The signs read: “If’ you want money, get yourself a job”; “You voted for Lindsay, see him”; “Support your local police–no review board,” and “Goldwater ’68.”
A container of water was pitched out of one of the windows of the building, splashing two spectators.
Later, two demonstrators were hit by water-filled paper bags thrown from the building. One of the water bombs struck James Hill, 19 years old, of 224 York Street, Brooklyn, who then slipped and fell to the pavement. He was not hurt. The other struck 9-year old Mike Robinson of 777 Fox Street, the Bronx.
Mrs. Esmé Robinson, the boy’s mother, and several other angry women immediately went up to the sixth-floor offices of Young & Rubicam, from which several onlookers said they had seen the water bombs thrown.

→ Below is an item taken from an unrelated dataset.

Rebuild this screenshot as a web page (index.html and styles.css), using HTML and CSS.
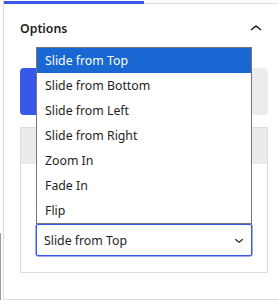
FILE: index.html
```html
<!DOCTYPE html>
<html lang="en">
<head>
  <meta charset="UTF-8">
  <title>Options</title>
  <link rel="stylesheet" href="styles.css">
</head>
<body>
  <div class="edge"><div class="edge-line"></div></div>

  <div class="sidebar">
    <div class="tabs">
      <div class="tab active"></div>
      <div class="tab"></div>
    </div>

    <div class="panel">
      <div class="panel-header">
        <span class="panel-title">Options</span>
        <svg class="icon" viewBox="0 0 24 24" width="24" height="24">
          <path d="M6.5 12.4L12 8l5.5 4.4-.9 1.2L12 10l-4.6 3.6-.9-1.2z"/>
        </svg>
      </div>

      <div class="segmented">
        <div class="segment active"></div>
        <div class="segment"></div>
      </div>

      <div class="box">
        <div class="box-header"></div>
        <div class="box-body">
          <div class="select-wrap">
            <ul class="dropdown">
              <li class="selected">Slide from Top</li>
              <li>Slide from Bottom</li>
              <li>Slide from Left</li>
              <li>Slide from Right</li>
              <li>Zoom In</li>
              <li>Fade In</li>
              <li>Flip</li>
            </ul>
            <div class="select">
              <span>Slide from Top</span>
              <svg class="select-arrow" viewBox="0 0 24 24" width="18" height="18">
                <path d="M17.5 11.6L12 16l-5.5-4.4.9-1.2L12 14l4.6-3.6 1 1.2z"/>
              </svg>
            </div>
          </div>
        </div>
      </div>
    </div>
  </div>
</body>
</html>
```

FILE: styles.css
```css
* {
  margin: 0;
  padding: 0;
  box-sizing: border-box;
}

body {
  display: flex;
  background-color: #fff;
  font-family: 'Noto Sans', 'Open Sans', sans-serif;
  font-size: 12.3px;
  color: #1e1e1e;
  overflow: hidden;
}

.edge {
  width: 3px;
}

.edge-line {
  margin-top: 233px;
  width: 1px;
  height: 67px;
  background-color: #999;
}

.sidebar {
  flex: 1;
  border-left: 1px solid #ddd;
  border-bottom: 1px solid #ddd;
}

/* tab strip */
.tabs {
  display: flex;
  height: 4px;
}

.tab {
  flex: 1;
  border-bottom: 1px solid #ddd;
}

.tab.active {
  flex: 0 0 140px;
  border-bottom: 3px solid #3858e9;
}

.panel {
  padding: 0 11px 24px 16px;
}

.panel-header {
  display: flex;
  justify-content: space-between;
  align-items: center;
  padding: 13px 0 27px;
}

.panel-title {
  font-weight: 600;
  line-height: 24px;
}

.icon {
  fill: #1e1e1e;
}

/* segmented control */
.segmented {
  display: flex;
  height: 47px;
  margin-bottom: 12px;
  background-color: #ececec;
  border-radius: 4px;
}

.segment {
  flex: 1;
}

.segment.active {
  background-color: #3858e9;
  border-radius: 4px;
}

.box {
  border: 1px solid #ddd;
}

.box-header {
  height: 36px;
  background-color: #ebebeb;
}

.box-body {
  padding: 60px 15px 16px;
}

.select-wrap {
  position: relative;
}

.select {
  display: flex;
  justify-content: space-between;
  align-items: center;
  height: 32px;
  padding: 0 3px 0 7px;
  border: 1px solid #3858e9;
  border-radius: 2px;
  box-shadow: 0 0 0 0.5px #3858e9;
}

.select-arrow {
  fill: #1e1e1e;
}

/* open option list */
.dropdown {
  position: absolute;
  left: 0;
  right: 0;
  bottom: 100%;
  list-style: none;
  background-color: #fff;
  border: 1px solid #767676;
}

.dropdown li {
  height: 25px;
  line-height: 25px;
  padding-left: 8px;
}

.dropdown li.selected {
  background-color: #1967d2;
  color: #fff;
}
```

But a secretary in the office said:”That’s ridiculous, they didn’t come from this floor. This is the executive floor. That’s utterly ridiculous.”
“Don’t you call us ridiculous. Is this what Madison Avenue represents?” shouted one of the women.

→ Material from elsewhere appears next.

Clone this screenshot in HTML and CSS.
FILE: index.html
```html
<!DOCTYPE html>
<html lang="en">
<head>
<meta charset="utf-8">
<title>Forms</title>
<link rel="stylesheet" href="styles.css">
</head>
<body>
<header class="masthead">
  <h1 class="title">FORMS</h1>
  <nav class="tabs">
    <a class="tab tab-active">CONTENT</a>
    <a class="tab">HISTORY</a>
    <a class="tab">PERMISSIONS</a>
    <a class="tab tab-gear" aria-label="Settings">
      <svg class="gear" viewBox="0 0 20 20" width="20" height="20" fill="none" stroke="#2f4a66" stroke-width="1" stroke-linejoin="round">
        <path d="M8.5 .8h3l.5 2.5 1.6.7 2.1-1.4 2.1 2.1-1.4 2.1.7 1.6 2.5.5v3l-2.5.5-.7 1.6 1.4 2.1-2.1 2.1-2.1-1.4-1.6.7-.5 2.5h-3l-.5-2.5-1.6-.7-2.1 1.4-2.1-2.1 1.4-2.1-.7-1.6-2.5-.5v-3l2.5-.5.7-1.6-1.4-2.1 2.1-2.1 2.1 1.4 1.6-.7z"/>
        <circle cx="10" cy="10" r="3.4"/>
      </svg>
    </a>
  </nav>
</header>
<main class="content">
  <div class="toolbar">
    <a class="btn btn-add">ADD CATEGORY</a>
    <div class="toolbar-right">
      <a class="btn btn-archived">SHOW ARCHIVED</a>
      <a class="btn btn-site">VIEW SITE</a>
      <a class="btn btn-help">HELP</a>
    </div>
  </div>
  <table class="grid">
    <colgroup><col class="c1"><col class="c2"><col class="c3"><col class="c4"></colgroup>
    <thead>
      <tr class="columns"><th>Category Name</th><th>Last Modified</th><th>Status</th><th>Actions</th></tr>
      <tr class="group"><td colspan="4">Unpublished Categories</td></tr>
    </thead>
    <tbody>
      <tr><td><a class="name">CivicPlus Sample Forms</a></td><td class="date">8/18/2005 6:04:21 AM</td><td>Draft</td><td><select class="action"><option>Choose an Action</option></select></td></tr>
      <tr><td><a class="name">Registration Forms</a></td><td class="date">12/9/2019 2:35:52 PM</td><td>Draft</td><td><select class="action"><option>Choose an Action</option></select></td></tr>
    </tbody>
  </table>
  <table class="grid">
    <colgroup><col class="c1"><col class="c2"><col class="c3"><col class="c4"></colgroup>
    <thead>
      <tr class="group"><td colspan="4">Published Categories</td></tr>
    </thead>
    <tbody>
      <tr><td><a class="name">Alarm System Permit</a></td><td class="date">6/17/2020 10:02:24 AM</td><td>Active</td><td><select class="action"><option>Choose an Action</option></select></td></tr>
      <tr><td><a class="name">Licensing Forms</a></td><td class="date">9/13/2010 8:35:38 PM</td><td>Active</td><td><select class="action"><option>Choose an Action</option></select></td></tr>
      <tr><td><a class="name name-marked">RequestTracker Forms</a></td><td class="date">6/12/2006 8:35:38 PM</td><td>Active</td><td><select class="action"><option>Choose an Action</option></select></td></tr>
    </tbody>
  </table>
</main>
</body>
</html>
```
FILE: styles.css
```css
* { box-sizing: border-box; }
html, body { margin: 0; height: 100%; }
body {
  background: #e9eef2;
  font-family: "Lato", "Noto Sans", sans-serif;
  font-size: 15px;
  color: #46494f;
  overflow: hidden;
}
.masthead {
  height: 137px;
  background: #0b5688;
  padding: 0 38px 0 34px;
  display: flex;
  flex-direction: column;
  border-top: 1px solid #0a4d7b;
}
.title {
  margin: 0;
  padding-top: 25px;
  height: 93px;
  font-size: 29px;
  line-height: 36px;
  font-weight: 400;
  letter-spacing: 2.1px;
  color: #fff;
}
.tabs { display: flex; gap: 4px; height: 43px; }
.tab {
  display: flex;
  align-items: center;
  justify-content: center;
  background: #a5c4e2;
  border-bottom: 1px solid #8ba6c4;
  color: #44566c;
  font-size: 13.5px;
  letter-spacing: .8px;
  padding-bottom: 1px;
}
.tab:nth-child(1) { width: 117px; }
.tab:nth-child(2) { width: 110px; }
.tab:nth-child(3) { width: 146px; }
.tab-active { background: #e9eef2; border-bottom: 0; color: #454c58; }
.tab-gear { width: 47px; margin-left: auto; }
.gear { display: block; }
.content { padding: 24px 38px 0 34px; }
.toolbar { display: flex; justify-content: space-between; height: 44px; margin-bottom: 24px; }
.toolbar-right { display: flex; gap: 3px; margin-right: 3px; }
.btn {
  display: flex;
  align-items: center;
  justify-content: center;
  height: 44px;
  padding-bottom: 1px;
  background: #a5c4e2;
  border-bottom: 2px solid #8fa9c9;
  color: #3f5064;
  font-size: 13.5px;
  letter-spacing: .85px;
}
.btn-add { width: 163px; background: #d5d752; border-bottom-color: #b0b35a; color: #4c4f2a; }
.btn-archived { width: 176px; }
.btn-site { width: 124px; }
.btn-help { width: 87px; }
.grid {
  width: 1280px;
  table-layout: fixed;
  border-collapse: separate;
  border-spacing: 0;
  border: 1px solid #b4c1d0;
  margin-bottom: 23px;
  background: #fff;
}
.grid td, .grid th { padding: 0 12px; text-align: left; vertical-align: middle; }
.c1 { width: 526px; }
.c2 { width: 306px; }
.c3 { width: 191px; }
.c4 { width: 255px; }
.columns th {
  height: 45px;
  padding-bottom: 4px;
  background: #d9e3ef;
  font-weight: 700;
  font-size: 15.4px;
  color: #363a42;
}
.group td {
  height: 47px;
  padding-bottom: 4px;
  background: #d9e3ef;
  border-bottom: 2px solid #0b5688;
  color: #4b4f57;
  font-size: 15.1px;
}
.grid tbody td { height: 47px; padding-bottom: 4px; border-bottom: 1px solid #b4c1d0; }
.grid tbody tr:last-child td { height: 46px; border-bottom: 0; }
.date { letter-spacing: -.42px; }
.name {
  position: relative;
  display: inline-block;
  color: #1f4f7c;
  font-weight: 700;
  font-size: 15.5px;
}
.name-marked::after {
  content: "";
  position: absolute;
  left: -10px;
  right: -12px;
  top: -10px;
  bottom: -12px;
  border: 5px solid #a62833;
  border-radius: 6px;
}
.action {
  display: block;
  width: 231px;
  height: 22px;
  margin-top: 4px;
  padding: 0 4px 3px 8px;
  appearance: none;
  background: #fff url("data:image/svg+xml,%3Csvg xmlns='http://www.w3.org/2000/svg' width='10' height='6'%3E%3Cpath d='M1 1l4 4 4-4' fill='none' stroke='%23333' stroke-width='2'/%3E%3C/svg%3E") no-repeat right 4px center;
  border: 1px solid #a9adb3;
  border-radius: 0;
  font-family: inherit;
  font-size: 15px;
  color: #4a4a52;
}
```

“And they call us savages,” exclaimed Mrs. Vivian Harris, another of the women.
The women were invited to the second floor to meet with Frank Coppola, the Young & Rubicam office manager, who apologized for the incident. He told them:
“We have 1,600 people in this building, and I can’t control all of them. I’ve ordered all the windows closed and I have men patrolling all the floors to make sure this doesn’t happen again.”
Why is Pat Buchanan paid to spout his nonsensical opinions on television? Makes no sense that even in these politically correct times such an unmitigated racist is afforded a national platform. But he is.
If you go to Pat Buchanan’s website, you will come to an introductory page that says in big letters, ‘right from the beginning.” Of course, this has a double meaning, indicating a position on the right of the political spectrum, but also right in the sense of correct, or opposed to “wrong.” Taken together, the words indicate that the “right” is the “right” position, and that therefore, Pat Buchanan is right and has been right all along (something Mitt Romney, perhaps, cannot say).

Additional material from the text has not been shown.